Todd McShay’s final mock drafts 2010-2016 - Miami Dolphins picks

Year Player Position All-Pro Pro Bowl Starter Seasons Games Started Approximate Value
Year Player Position All-Pro Pro Bowl Starter Seasons Games Started Approximate Value
2010 Derrick Morgan DE 0 0 6 80 35
2011 Mike Pouncey C 0 3 5 77 40
2012 Ryan Tannehill QB 0 0 5 77 55
2013 D.J. Fluker T 0 0 4 59 32
2014 Cyrus Kouandjio T 0 0 0 7 6
2015 DeVante Parker WR 0 0 1 12 9
2016 Vernon Hargreaves III CB 0 0 1 16 6
Totals: 0 3 22 328 183

Like Kiper, McShay was correct in three of his selections: Pouncey, Tannehill, and Parker. The Dolphins traded out of their 2010 pick, moving back from the 12th selection to the 28th pick, still adding a defensive end, though it was a different one than McShay predicted. Derrick Morgan was still on the board for Miami’s original pick, eventually being selected at pick 16 by the Tennessee Titans. Miami added Jared Odrick, who has had a comparable career thus far to Morgan, though, as previously stated, Odrick is now with the Jaguars, having moved there as a free agent after four years in South Florida.

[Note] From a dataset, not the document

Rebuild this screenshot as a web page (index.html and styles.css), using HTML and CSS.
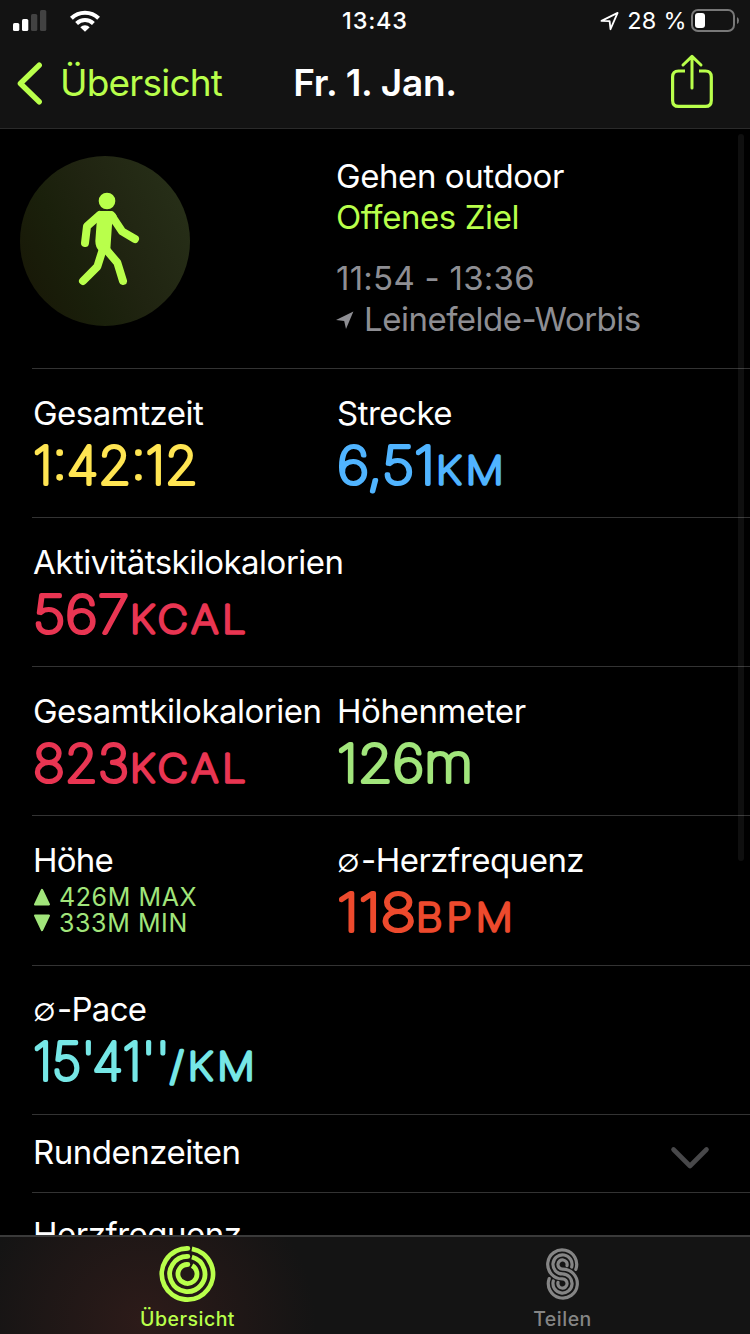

McShay went back-to-back with his projection of offensive tackle first-round picks for Miami in 2013 and 2014, something that likely would not have happened had Miami used that 2014 selection on his predicted selection of D.J. Fluker. That was definitely the better of the two tackles predicted by McShay, as Cyrus Kouandijo has only been able to start seven games as an injury replacement during his career, failing to ever win the Buffalo Bills’ starting right tackle position. The 2013 pick goes back to Miami’s selection of Jordan, but the team did take a tackle with the 2014 pick, using it on right tackle Ja’Wuan James, who has clearly been the better selection when compared to Kouandjio.

Finally, with the 2016 pick, McShay missed, again because no one really expected Tunsil to still be on the board. He predicted the Ravens to select Tunsil with the sixth pick, but the video gave Miami their chance to select him with the 13th pick.